Quality assessment curves are displayed in Figure 12.6. As expected, the overall performance level is lower than for the Swiss roll, as the intrinsic dimensionality of data is much higher than two. For small values of K, hardly half of the neighbors are preserved, as indicated by QNX(K). The best two methods are CCA with graph distances and the SOM; they outperform all others by far. For small neighborhood sizes, the SOM is hindered by its inherent vector quantization. As with the Swiss roll, the methods with the highest values of QNX(K) are also those with the lower BNX(K). The third method is Isotop with graph distances. In this example, Isotop is much faster than the SOM, because the computation of closest points is much cheaper in the low-dimensional visualization space than in the high-dimensional data space. Spectral methods yield lower performances. The semidefinite programming step in MVU does not succeed in finding a satisfying solution. Sammon’s NLM with Euclidean distances performs the worst and also hardly converges.

12.9  Conclusions

Dimensionality reduction proves to be a powerful tool for data visualization and exploratory analysis. From early linear techniques such as PCA and CMMDS to modern nonlinear methods, more than a century has passed. As shown in this chapter, the use of graphs is an important breakthrough in the domain and largely contributes to a significant performance leap. Methods relying on graphs can be categorized with respect to mainly two criteria, namely, the data properties they consider (dissimilarities or similarities) and their optimization technique (spectral or nonspectral). For instance, Isomap and MVU involve graph distances (shortest paths and specifically optimized distances, respectively) and a spectral optimization (CMMDS). Sammon’s nonlinear mapping and CCA can use shortest paths as well, but they work with a pseudo-Newton optimization and stochastic gradient descent, respectively. Spectral methods based on similarities are, for instance, Laplacian eigenmaps, LLE, and their variants. Isotop and the SOM also entail similarities, but they rely on heuristic optimization schemes. Spectral methods provide strong theoretical guarantees, such as the capability to find a global minimum. In practice, however, nonspectral techniques often outperform them, thanks to a greater flexibility and the possibility to handle more relevant or more complex cost functions.

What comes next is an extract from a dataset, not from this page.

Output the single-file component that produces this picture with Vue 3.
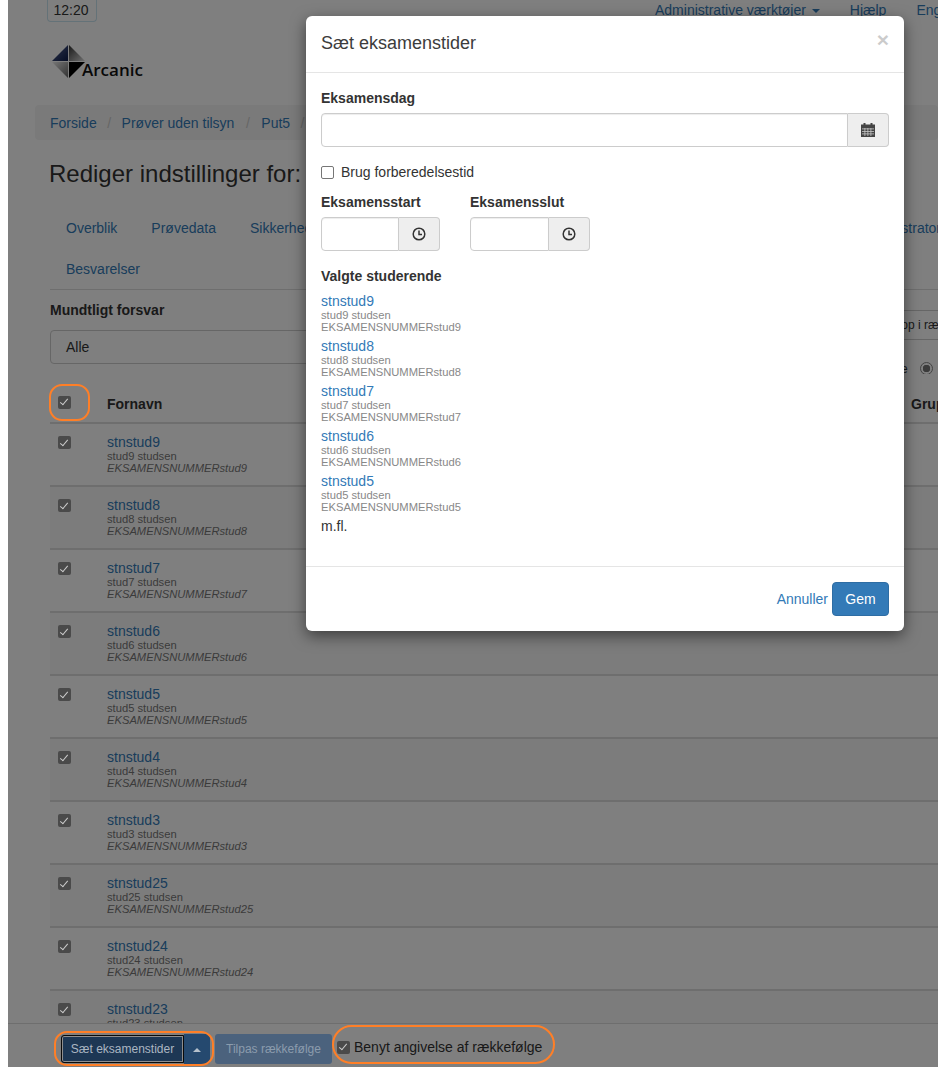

If distance preservation has been extensively investigated for quite some time, the use of similarities remains largely unexplored. Spectral methods that uses sparse matrices of pairwise similarities, such as Laplacian eigenmaps and LLE, eventually seem to be more suited to clustering problems than to dimensionality reduction. On the other hand, nonspectral methods like Isotop and the SOM lack sound theoretical foundations or are impeded by their inherent vector quantization. In the near future, progress is likely to stem from more elaborate similarity preservation schemes, such as those developed in [75, 76, 77]. There is a hope that while naturally enforcing the preservation of the local structure, carefully designed similarities [78] can also address important issues such as the phenomenon of distance concentration [79].

Bibliography

[1]  I. Jolliffe, Principal Component Analysis. New York, NY: Springer-Verlag, 1986.

[2]  G. Young and A. Householder, “Discussion of a set of points in terms of their mutual distances,” Psychometrika, vol. 3, pp. 19–22, 1938.

[3]  W. Torgerson, “Multidimensional scaling, I: Theory and method,” Psychometrika, vol. 17, pp. 401–419, 1952.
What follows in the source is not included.